Ringfort (Rath), Carrigeencullia, Co. Kerry
Co. Kerry |
Ringforts
A south-facing hillside in Carrigeencullia, County Kerry, holds a ringfort whose most striking quality is also one of its most practical: the interior has been deliberately raised at its southern edge, compensating for the natural slope of the ground so that the enclosed space levels out.
It is a small detail, but it says something about the people who built here, that they shaped the earth to suit themselves rather than simply working around the contours of the land.
Ringforts, sometimes called raths, were the most common form of enclosed settlement in early medieval Ireland, typically dating from roughly the sixth to the tenth centuries, though some were built earlier or later. They served as farmsteads, their earthen banks and ditches marking out a protected space for a family and their livestock. This particular example is circular, with a diameter of thirty-four metres, and is defined by an earthen bank some eight and a half metres wide, rising nearly two metres above the interior and over three metres on its outer face. Beyond the bank lies an external fosse, a cut ditch roughly three and a half metres wide and nearly two metres deep. A causeway entrance, just under two and a half metres wide, faces the south-east. The bank has been damaged, and large stones have been piled in the fosse and against the outer face on the south-east to south side, suggesting disturbance at some point, possibly from field clearance. Beneath the overgrowth that now covers much of the interior, there is a possible souterrain, an underground stone-lined passage or chamber of the kind often associated with storage or refuge in early medieval settlements.

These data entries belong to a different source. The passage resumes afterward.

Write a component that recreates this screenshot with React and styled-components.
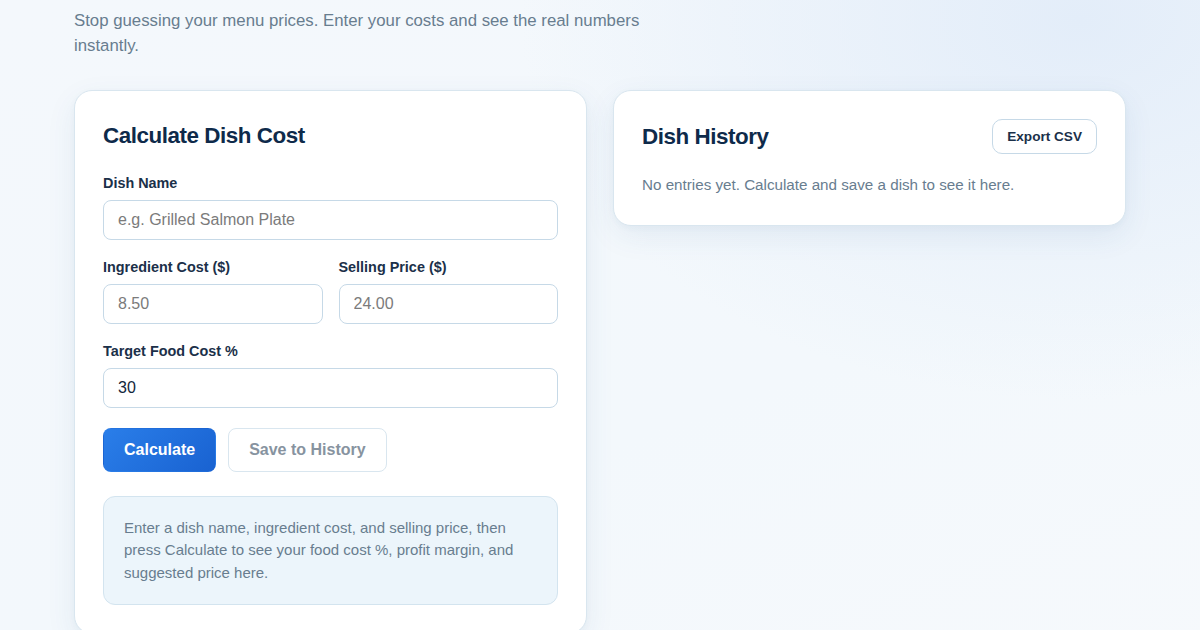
import styled, { createGlobalStyle } from "styled-components";

const GlobalStyle = createGlobalStyle`
  * { box-sizing: border-box; }
  html, body {
    margin: 0;
    padding: 0;
    font-family: "Liberation Sans", Arial, sans-serif;
  }
  body {
    min-height: 630px;
    background:
      radial-gradient(ellipse 560px 380px at 1080px 20px, #e3edf9 0%, rgba(227, 237, 249, 0) 100%),
      linear-gradient(160deg, #f4f8fc 0%, #f3f8fc 60%, #f6f9fc 100%);
  }
`;

const Page = styled.div`
  max-width: 1100px;
  margin: 0 auto;
  padding: 8px 24px 40px;
`;

const Intro = styled.p`
  margin: 0 0 32px;
  max-width: 580px;
  font-size: 16.8px;
  line-height: 25px;
  color: #687d8f;
`;

const Columns = styled.div`
  display: grid;
  grid-template-columns: 1fr 1fr;
  gap: 26px;
  align-items: start;
`;

const Card = styled.section`
  background: #ffffff;
  border: 1px solid #d9e6ef;
  border-radius: 18px;
  padding: 28px;
  box-shadow: 0 10px 30px rgba(40, 90, 140, 0.08), 0 2px 6px rgba(40, 90, 140, 0.04);
`;

const CardHeader = styled.div`
  display: flex;
  align-items: center;
  justify-content: space-between;
  min-height: ${(p) => (p.$compact ? 32 : 35)}px;
  margin: ${(p) => (p.$compact ? 1 : 0)}px 0 ${(p) => p.$gap || 19}px;
`;

const CardTitle = styled.h2`
  margin: 0;
  font-size: 22.4px;
  line-height: 32px;
  font-weight: 700;
  letter-spacing: -0.02em;
  color: #0e2a4a;
`;

const Field = styled.div`
  display: flex;
  flex-direction: column;
  gap: 8px;
  min-width: 0;
`;

const Label = styled.label`
  font-size: 14.4px;
  line-height: 18px;
  font-weight: 700;
  color: #1b3049;
`;

const Input = styled.input`
  width: 100%;
  height: 40px;
  padding: 0 14px;
  border: 1px solid #c6d9e7;
  border-radius: 8px;
  background: #fff;
  font-family: inherit;
  font-size: 16px;
  color: #12263c;
  outline: none;

  &::placeholder {
    color: #7b7b7b;
  }
`;

const Form = styled.div`
  display: flex;
  flex-direction: column;
  gap: 18px;
`;

const Row = styled.div`
  display: grid;
  grid-template-columns: 1fr 1fr;
  gap: 16px;
`;

const Actions = styled.div`
  display: flex;
  gap: 12px;
  margin-top: 20px;
`;

const Button = styled.button`
  height: 44px;
  padding: 0 20px;
  border-radius: 8px;
  font-family: inherit;
  font-size: 16px;
  font-weight: 700;
  cursor: pointer;
  border: 1px solid ${(p) => (p.$primary ? "transparent" : "#d9e6ef")};
  background: ${(p) =>
    p.$primary ? "linear-gradient(135deg, #2a7ee9 0%, #1962d1 100%)" : "#ffffff"};
  color: ${(p) => (p.$primary ? "#ffffff" : "#8793a0")};
`;

const SmallButton = styled.button`
  height: 35px;
  padding: 0 14px;
  border: 1px solid #c6d9e7;
  border-radius: 10px;
  background: #fff;
  font-family: inherit;
  font-size: 13.6px;
  font-weight: 700;
  color: #1b3049;
  cursor: pointer;
`;

const InfoBox = styled.div`
  margin-top: 24px;
  padding: 20px;
  background: #ecf5fb;
  border: 1px solid #d3e4ef;
  border-radius: 12px;
  font-size: 15px;
  line-height: 22.4px;
  color: #687d8f;
`;

const Empty = styled.p`
  margin: 0;
  font-size: 15.2px;
  line-height: 24px;
  color: #687d8f;
`;

export default function App() {
  return (
    <>
      <GlobalStyle />
      <Page>
        <Intro>
          Stop guessing your menu prices. Enter your costs and see the real numbers instantly.
        </Intro>
        <Columns>
          <Card>
            <CardHeader $compact $gap={22}>
              <CardTitle>Calculate Dish Cost</CardTitle>
            </CardHeader>
            <Form>
              <Field>
                <Label>Dish Name</Label>
                <Input placeholder="e.g. Grilled Salmon Plate" />
              </Field>
              <Row>
                <Field>
                  <Label>Ingredient Cost ($)</Label>
                  <Input placeholder="8.50" />
                </Field>
                <Field>
                  <Label>Selling Price ($)</Label>
                  <Input placeholder="24.00" />
                </Field>
              </Row>
              <Field>
                <Label>Target Food Cost %</Label>
                <Input defaultValue="30" />
              </Field>
            </Form>
            <Actions>
              <Button $primary>Calculate</Button>
              <Button>Save to History</Button>
            </Actions>
            <InfoBox>
              Enter a dish name, ingredient cost, and selling price, then press Calculate to see
              your food cost %, profit margin, and suggested price here.
            </InfoBox>
          </Card>
          <Card>
            <CardHeader>
              <CardTitle>Dish History</CardTitle>
              <SmallButton>Export CSV</SmallButton>
            </CardHeader>
            <Empty>No entries yet. Calculate and save a dish to see it here.</Empty>
          </Card>
        </Columns>
      </Page>
    </>
  );
}
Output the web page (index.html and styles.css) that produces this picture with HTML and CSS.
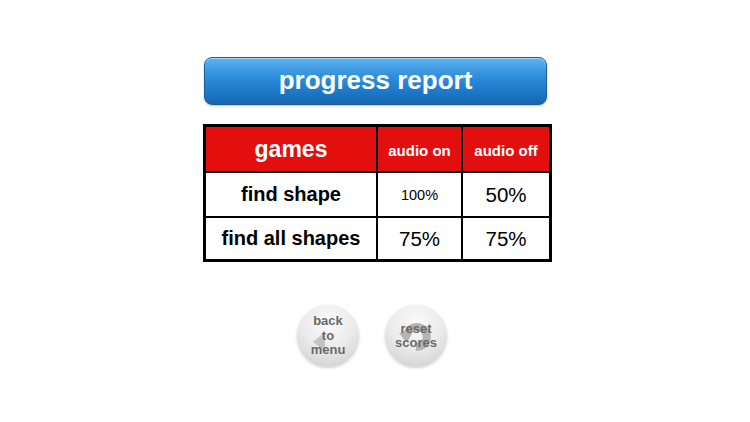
FILE: index.html
```html
<!DOCTYPE html>
<html>
<head>
<meta charset="utf-8">
<link rel="stylesheet" href="styles.css">
</head>
<body>
<div class="page">
  <div class="banner">progress report</div>
  <div class="report">
    <div class="cell head games">games</div>
    <div class="cell head small">audio on</div>
    <div class="cell head small">audio off</div>
    <div class="cell name">find shape</div>
    <div class="cell val tiny">100%</div>
    <div class="cell val">50%</div>
    <div class="cell name">find all shapes</div>
    <div class="cell val">75%</div>
    <div class="cell val">75%</div>
  </div>
  <div class="buttons">
    <div class="round">
      <svg class="icon" width="62" height="62" viewBox="0 0 62 62"><polygon points="16,37 28,27 28,46" fill="#c4c4c4"/></svg>
      <span class="label">back<br>to<br>menu</span>
    </div>
    <div class="round">
      <svg class="icon" width="62" height="62" viewBox="0 0 62 62"><path d="M22,30 A10,10 0 1 1 31,42" fill="none" stroke="#b4b4b4" stroke-width="8"/><polygon points="14,28 28,26 22,38" fill="#b4b4b4"/></svg>
      <span class="label">reset<br>scores</span>
    </div>
  </div>
</div>
</body>
</html>
```
FILE: styles.css
```css
html, body {
  margin: 0;
  padding: 0;
  background: #ffffff;
}
.page {
  width: 750px;
  height: 422px;
  display: flex;
  flex-direction: column;
  align-items: flex-start;
  font-family: "Liberation Sans", Arial, sans-serif;
}
.banner {
  margin-top: 57px;
  margin-left: 204px;
  width: 341px;
  height: 44px;
  border: 1px solid #1d5f9e;
  border-radius: 8px;
  background: linear-gradient(to bottom, #5fb2ee 0%, #2f8fdc 40%, #1b78c8 75%, #1766ad 100%);
  box-shadow: inset 0 1px 0 rgba(255,255,255,0.5), 0 1px 2px rgba(0,0,0,0.25);
  color: #ffffff;
  font-weight: bold;
  font-size: 26px;
  display: flex;
  align-items: center;
  justify-content: center;
  padding-bottom: 2px;
  box-sizing: content-box;
}
.report {
  margin-top: 19px;
  margin-left: 203px;
  display: grid;
  grid-template-columns: 170px 83px 86px;
  grid-template-rows: 44px 43px 41px;
  gap: 2px;
  padding: 3px;
  background: #000000;
}
.cell {
  background: #ffffff;
  display: flex;
  align-items: center;
  justify-content: center;
  color: #000000;
}
.head {
  background: #e30e0e;
  color: #ffffff;
  font-weight: bold;
}
.games {
  font-size: 23px;
}
.small {
  font-size: 15px;
  padding-top: 2px;
}
.name {
  font-weight: bold;
  font-size: 20px;
}
.val {
  font-size: 20.5px;
}
.tiny {
  font-size: 14.5px;
}
.buttons {
  margin-top: 43px;
  margin-left: 297px;
  display: flex;
  gap: 26px;
}
.round {
  position: relative;
  width: 62px;
  height: 62px;
  border-radius: 50%;
  background: radial-gradient(circle at 50% 30%, #fbfbfb 0%, #ececec 45%, #d6d6d6 80%, #c6c6c6 100%);
  box-shadow: 0 1px 3px rgba(0,0,0,0.2);
  display: flex;
  align-items: center;
  justify-content: center;
}
.icon {
  position: absolute;
  left: 0;
  top: 0;
}
.label {
  position: relative;
  color: #6a6a6a;
  font-weight: bold;
  font-size: 13px;
  line-height: 14.5px;
  text-align: center;
}
```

What gives the site an added resonance is its aspect. Looking south-east from here, the view opens towards the Paps of Dana, the two rounded hills in the Derrynasaggart Mountains whose profiles have been associated with the goddess Anu since at least the early medieval period. Whether that alignment was incidental or deliberate, a family living within this bank would have had those hills on the horizon every morning.